The real question is not how to launch another transformation effort. It is how to sustain movement without overwhelming the people and systems expected to carry it – and how to redesign organisations so adaptability grows instead of trust, focus, and coherence breaking down.

Human vs. Machine

As AI and automation expand what organisations can do at scale, the central question is no longer only what machines are capable of. It is what leaders still want humans to own.

  • Where must human judgement remain decisive?
  • What should never be delegated, even if it can be automated?
  • How do organisations preserve accountability when outcomes are increasingly co-produced by people and systems?
  • What creates trust when processes become faster, smarter, and less transparent?

 

This tension is often discussed as a technology challenge. In reality, it is a leadership challenge, because it forces organisations to define the boundaries of judgement, responsibility, control, and trust in a world where machine capability is increasing faster than many leadership models have yet adapted.

Moving beyond abstract leadership narratives

LEAD27 does not treat leadership as a set of abstract principles detached from context. It places leadership where it actually happens:

  • in decisions made under pressure,
  • in communication when certainty is limited,
  • in trade-offs that affect people, performance, and trust,
  • and in choices whose consequences continue long after the meeting ends.

That shift matters. Because leadership conversations only become useful when they reflect the conditions leaders are actually operating in – not idealised versions of them.

Why this matters now

The current moment puts pressure on leaders from several directions at once. Performance expectations remain high. Transformation agendas continue to expand. Technological possibilities are accelerating faster than many organisations can comfortably absorb.

At the same time, there are visible signs of strain: more caution, more fragmentation, more re-prioritisation, and less confidence that change can simply be absorbed without consequence.

In that environment, leaders do not need more generic inspiration. They need sharper language for the tensions they are already managing, better examples of how others are navigating them, and more honest conversations about what effective leadership now actually requires.

That is what makes this conversation timely – and what makes LEAD27 relevant.

Final thought

If leadership was once primarily about choosing the right direction, it is now about staying effective when direction alone is no longer enough.
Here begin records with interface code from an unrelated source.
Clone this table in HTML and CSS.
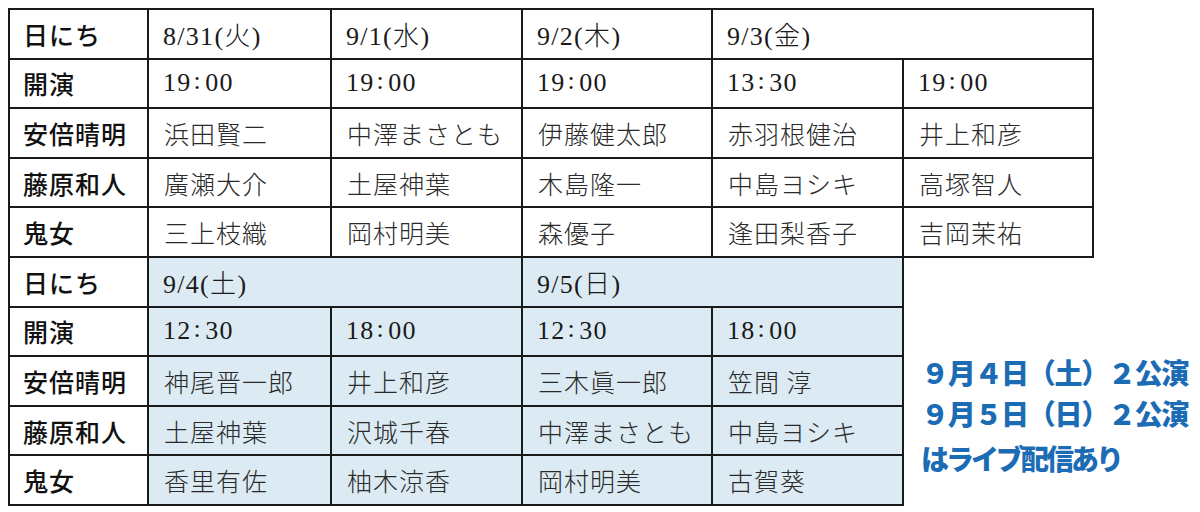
FILE: index.html
```html
<!DOCTYPE html>
<html lang="ja">
<head>
<meta charset="utf-8">
<link rel="stylesheet" href="styles.css">
</head>
<body>
<div class="page">
  <div class="grid t1">
    <div class="c h">日にち</div>
    <div class="c d">8/31(火)</div>
    <div class="c d">9/1(水)</div>
    <div class="c d">9/2(木)</div>
    <div class="c d span2">9/3(金)</div>

    <div class="c h">開演</div>
    <div class="c d">19<span class="colon">:</span>00</div>
    <div class="c d">19<span class="colon">:</span>00</div>
    <div class="c d">19<span class="colon">:</span>00</div>
    <div class="c d">13<span class="colon">:</span>30</div>
    <div class="c d">19<span class="colon">:</span>00</div>

    <div class="c h">安倍晴明</div>
    <div class="c n">浜田賢二</div>
    <div class="c n">中澤まさとも</div>
    <div class="c n">伊藤健太郎</div>
    <div class="c n">赤羽根健治</div>
    <div class="c n">井上和彦</div>

    <div class="c h">藤原和人</div>
    <div class="c n">廣瀬大介</div>
    <div class="c n">土屋神葉</div>
    <div class="c n">木島隆一</div>
    <div class="c n">中島ヨシキ</div>
    <div class="c n">高塚智人</div>

    <div class="c h">鬼女</div>
    <div class="c n">三上枝織</div>
    <div class="c n">岡村明美</div>
    <div class="c n">森優子</div>
    <div class="c n">逢田梨香子</div>
    <div class="c n">吉岡茉祐</div>
  </div>

  <div class="bottom">
    <div class="grid t2">
      <div class="c h">日にち</div>
      <div class="c d s span2">9/4(土)</div>
      <div class="c d s span2">9/5(日)</div>

      <div class="c h">開演</div>
      <div class="c d s">12<span class="colon">:</span>30</div>
      <div class="c d s">18<span class="colon">:</span>00</div>
      <div class="c d s">12<span class="colon">:</span>30</div>
      <div class="c d s">18<span class="colon">:</span>00</div>

      <div class="c h">安倍晴明</div>
      <div class="c n s">神尾晋一郎</div>
      <div class="c n s">井上和彦</div>
      <div class="c n s">三木眞一郎</div>
      <div class="c n s">笠間&nbsp;淳</div>

      <div class="c h">藤原和人</div>
      <div class="c n s">土屋神葉</div>
      <div class="c n s">沢城千春</div>
      <div class="c n s">中澤まさとも</div>
      <div class="c n s">中島ヨシキ</div>

      <div class="c h">鬼女</div>
      <div class="c n s">香里有佐</div>
      <div class="c n s">柚木涼香</div>
      <div class="c n s">岡村明美</div>
      <div class="c n s">古賀葵</div>
    </div>

    <div class="note">
      <div class="line">９月４日（土）２公演</div>
      <div class="line">９月５日（日）２公演</div>
      <div class="line last">はライブ配信あり</div>
    </div>
  </div>
</div>
</body>
</html>
```

FILE: styles.css
```css
html, body {
  margin: 0;
  padding: 0;
  background: #ffffff;
}

.page {
  padding: 8px;
}

.grid {
  display: grid;
  width: max-content;
  border-left: 2px solid #1a1a1a;
  grid-auto-rows: 49.6px;
}

.t1 {
  border-top: 2px solid #1a1a1a;
  grid-template-columns: 139px 183px 191px 190px 191px 190px;
}

.t2 {
  grid-template-columns: 139px 183px 191px 190px 191px;
}

.c {
  box-sizing: border-box;
  border-right: 2px solid #1a1a1a;
  border-bottom: 2px solid #1a1a1a;
  display: flex;
  align-items: center;
  padding-left: 14px;
  color: #1a1a1a;
  white-space: nowrap;
  background: #ffffff;
}

.span2 {
  grid-column: span 2;
}

.h {
  font-family: "Noto Sans CJK JP", sans-serif;
  font-weight: 500;
  font-size: 25px;
  letter-spacing: 1px;
  padding-left: 13px;
  color: #111111;
}

.d {
  font-family: "Liberation Serif", "Noto Sans CJK JP", serif;
  font-size: 26px;
  font-weight: 300;
  letter-spacing: 1.3px;
}

.colon {
  margin: 0 3px 0 2px;
  position: relative;
  top: -2px;
}

.n {
  font-family: "Noto Sans CJK JP", sans-serif;
  font-weight: 300;
  font-size: 25px;
  letter-spacing: 1px;
  padding-left: 15px;
  color: #2a2a2a;
}

.s {
  background: #dcebf3;
}

.bottom {
  display: flex;
  align-items: flex-start;
}

.note {
  margin-left: 17px;
  padding-top: 94px;
  font-family: "Noto Sans CJK JP", sans-serif;
  font-weight: 900;
  font-size: 28px;
  line-height: 41px;
  letter-spacing: -1.3px;
  color: #1b6cb5;
  white-space: nowrap;
}

.note .last {
  margin-top: 4px;
  letter-spacing: -3px;
}
```
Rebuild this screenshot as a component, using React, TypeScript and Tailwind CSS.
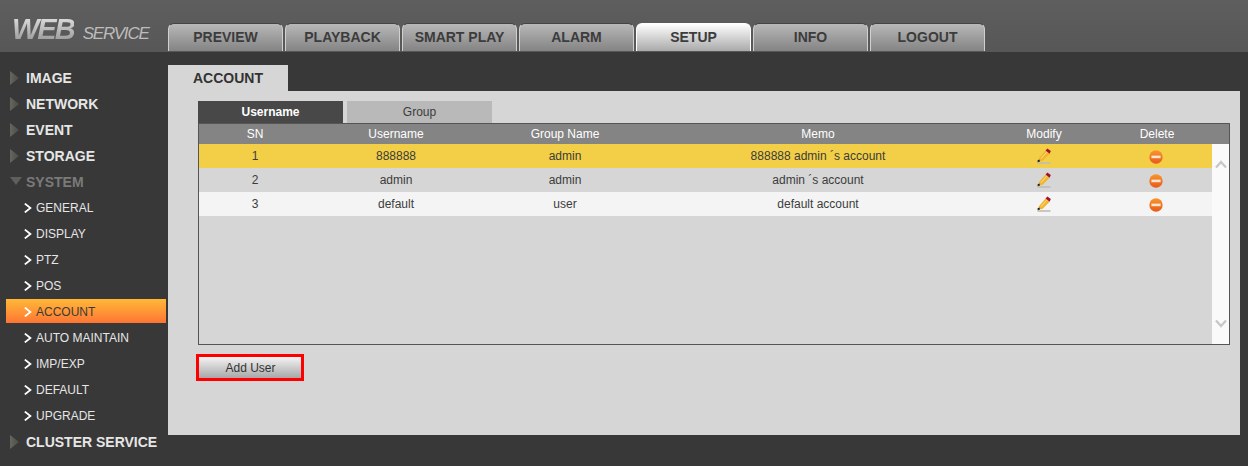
const TABS = ['PREVIEW', 'PLAYBACK', 'SMART PLAY', 'ALARM', 'SETUP', 'INFO', 'LOGOUT'];
const SUB_ITEMS = ['GENERAL', 'DISPLAY', 'PTZ', 'POS', 'ACCOUNT', 'AUTO MAINTAIN', 'IMP/EXP', 'DEFAULT', 'UPGRADE'];
const USERS = [
  { sn: 1, name: '888888', group: 'admin', memo: '888888 admin ´s account', rowClass: 'bg-[#f2cf46]' },
  { sn: 2, name: 'admin', group: 'admin', memo: 'admin ´s account', rowClass: 'bg-[#d6d6d6]' },
  { sn: 3, name: 'default', group: 'user', memo: 'default account', rowClass: 'bg-[#f4f4f4]' },
];

function Triangle({ down = false, dim = false }: { down?: boolean; dim?: boolean }) {
  return (
    <svg width="13" height="14" viewBox="0 0 13 14" className="shrink-0">
      <defs>
        <linearGradient id="tri" x1="0" y1="0" x2="1" y2="0">
          <stop offset="0" stopColor="#66665f" />
          <stop offset="1" stopColor="#4c4c48" />
        </linearGradient>
      </defs>
      {down
        ? <path d="M0 2 H12 L6 10 Z" fill={dim ? '#5e5e5a' : 'url(#tri)'} />
        : <path d="M0 0 L9 7 L0 14 Z" fill="url(#tri)" />}
    </svg>
  );
}

function Chevron() {
  return (
    <svg width="8" height="10" viewBox="0 0 8 10" className="shrink-0">
      <path d="M0.8 0.6 L6.4 5 L0.8 9.4" fill="none" stroke="#ffffff" strokeWidth="1.8" />
    </svg>
  );
}

function MainItem({ label, down = false, dim = false }: { label: string; down?: boolean; dim?: boolean }) {
  return (
    <div className="h-[26px] flex items-center pl-[10px] gap-[3px]">
      <div className="w-[13px] flex justify-center"><Triangle down={down} dim={dim} /></div>
      <span className={`text-[14px] font-bold ${dim ? 'text-[#7a7a7a]' : 'text-[#e6e6e6]'}`}>{label}</span>
    </div>
  );
}

function PencilIcon() {
  return (
    <svg width="14" height="16" viewBox="0 0 14 16" className="-ml-[1px]">
      <rect x="0.5" y="14.2" width="13" height="1.6" fill="#bdbdb6" />
      <path d="M2 10 L8.6 2.6 L12.6 5.8 L5.4 13 L1.4 13.6 Z" fill="#f3b42e" />
      <path d="M4 10.6 L10.2 3.8" stroke="#fbe28a" strokeWidth="1" />
      <path d="M8.6 2.6 L10.4 0.6 L13.8 3 L12.6 5.8 Z" fill="#a3122a" />
      <path d="M0.6 12.2 L2.4 11.6 L3 13.6 L0.6 14.2 Z" fill="#222222" />
    </svg>
  );
}

function DeleteIcon() {
  return (
    <svg width="14" height="14" viewBox="0 0 14 14">
      <defs>
        <linearGradient id="del" x1="0" y1="0" x2="0" y2="1">
          <stop offset="0" stopColor="#f8962a" />
          <stop offset="1" stopColor="#e8591a" />
        </linearGradient>
      </defs>
      <circle cx="7" cy="7" r="6.7" fill="url(#del)" />
      <rect x="2.4" y="5.6" width="9.2" height="2.6" fill="#f6e3d2" />
    </svg>
  );
}

export default function App() {
  return (
    <div className="w-[1248px] h-[466px] overflow-hidden bg-[#383838] font-['Liberation_Sans',Arial,sans-serif] flex flex-col">
      {/* top bar */}
      <div className="h-[52px] shrink-0 bg-gradient-to-b from-[#5e5e5e] to-[#575757] flex">
        <div className="w-[168px] shrink-0 pl-3 pt-[12px] flex items-baseline gap-[9px] italic">
          <span className="text-[29px] leading-[34px] font-bold tracking-[-2px] text-transparent bg-clip-text bg-gradient-to-b from-[#ededed] to-[#8e8e8e]">WEB</span>
          <span className="text-[17px] leading-[20px] tracking-[-1.2px] text-[#bdbdbd]">SERVICE</span>
        </div>
        <div className="flex gap-[2px] pt-[23px] h-[52px]">
          {TABS.map(t => (
            <div
              key={t}
              className={`w-[115px] h-[28px] rounded-t-[6px] border border-b-0 flex items-center justify-center text-[14px] font-bold ${
                t === 'SETUP'
                  ? 'bg-gradient-to-b from-[#ffffff] to-[#aaaaaa] border-[#ffffff] text-[#3c3c3c]'
                  : 'bg-gradient-to-b from-[#b8b8b8] to-[#848484] border-[#d0d0d0] border-t-[#444444] text-[#3c3c3c]'
              }`}
            >
              {t}
            </div>
          ))}
        </div>
      </div>

      <div className="flex flex-1 min-h-0">
        {/* sidebar */}
        <div className="w-[168px] shrink-0 pt-[13px]">
          <MainItem label="IMAGE" />
          <MainItem label="NETWORK" />
          <MainItem label="EVENT" />
          <MainItem label="STORAGE" />
          <MainItem label="SYSTEM" down dim />
          {SUB_ITEMS.map(s => (
            <div key={s} className="h-[26px] flex items-start">
              <div
                className={`w-[160px] h-[24px] ml-[6px] pt-[1px] flex items-center pl-[18px] gap-[4px] text-[12px] ${
                  s === 'ACCOUNT' ? 'bg-gradient-to-b from-[#ffb838] to-[#ff7433] text-[#3a3a3a]' : 'text-[#e6e6e6]'
                }`}
              >
                <Chevron />
                <span>{s}</span>
              </div>
            </div>
          ))}
          <MainItem label="CLUSTER SERVICE" />
        </div>

        {/* content */}
        <div className="w-[1072px] pt-[13px]">
          <div className="w-[120px] h-[26px] bg-[#d6d6d6] flex items-center pl-[25px] text-[14px] font-bold text-[#333333]">ACCOUNT</div>
          <div className="h-[344px] bg-[#d6d6d6] pt-[10px] pl-[30px] pr-[10px]">
            <div className="flex gap-[4px] h-[22px] text-[12px]">
              <div className="w-[145px] bg-[#484848] text-white font-bold flex items-center justify-center">Username</div>
              <div className="w-[145px] bg-[#b9b9b9] text-[#3c3c3c] flex items-center justify-center">Group</div>
            </div>
            <div className="w-[1032px] h-[222px] border border-[#555555] flex flex-col text-[12px]">
              <div className="h-[20px] shrink-0 bg-[#848484] text-white flex items-center">
                <div className="w-[112px] text-center">SN</div>
                <div className="w-[170px] text-center">Username</div>
                <div className="w-[168px] text-center">Group Name</div>
                <div className="w-[338px] text-center">Memo</div>
                <div className="w-[114px] text-center">Modify</div>
                <div className="w-[114px] text-center pr-[2px]">Delete</div>
              </div>
              <div className="flex flex-1 min-h-0">
                <div className="flex-1">
                  {USERS.map(u => (
                    <div key={u.sn} className={`h-[24px] flex items-center text-[#3c3c3c] ${u.rowClass}`}>
                      <div className="w-[112px] text-center">{u.sn}</div>
                      <div className="w-[170px] text-center">{u.name}</div>
                      <div className="w-[168px] text-center">{u.group}</div>
                      <div className="w-[338px] text-center">{u.memo}</div>
                      <div className="w-[114px] flex justify-center"><PencilIcon /></div>
                      <div className="w-[110px] flex justify-center pt-[2px]"><DeleteIcon /></div>
                    </div>
                  ))}
                </div>
                <div className="w-[17px] bg-[#fafafa] flex flex-col items-center justify-between py-[16px]">
                  <svg width="12" height="9" viewBox="0 0 12 9"><path d="M1 7.5 L6 2 L11 7.5" fill="none" stroke="#c8c8c8" strokeWidth="2.4" /></svg>
                  <svg width="12" height="9" viewBox="0 0 12 9"><path d="M1 1.5 L6 7 L11 1.5" fill="none" stroke="#c8c8c8" strokeWidth="2.4" /></svg>
                </div>
              </div>
            </div>
            <div className="mt-[9px] w-[108px] h-[27px] -ml-[2px] pl-[1px] border-[3px] border-[#ff0000] bg-gradient-to-b from-[#f4f4f4] to-[#a8a8a8] flex items-center justify-center text-[12px] text-[#333333]">
              Add User
            </div>
          </div>
        </div>
      </div>
    </div>
  );
}
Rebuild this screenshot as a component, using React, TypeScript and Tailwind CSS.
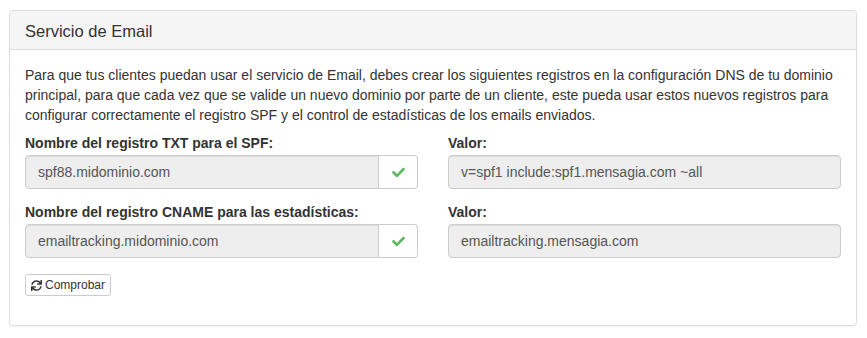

Between performance and possibility.
Between transformation and capacity.
Between human and machine.

These tensions are not temporary obstacles. They are enduring conditions of leadership now. The task is not to eliminate them, but to navigate them with enough clarity, trust, judgement, and adaptability to keep organisations moving forward.

LEAD27 is where that conversation becomes practical: through sharper language, real examples, and perspectives that help leaders act more confidently in the middle of competing demands.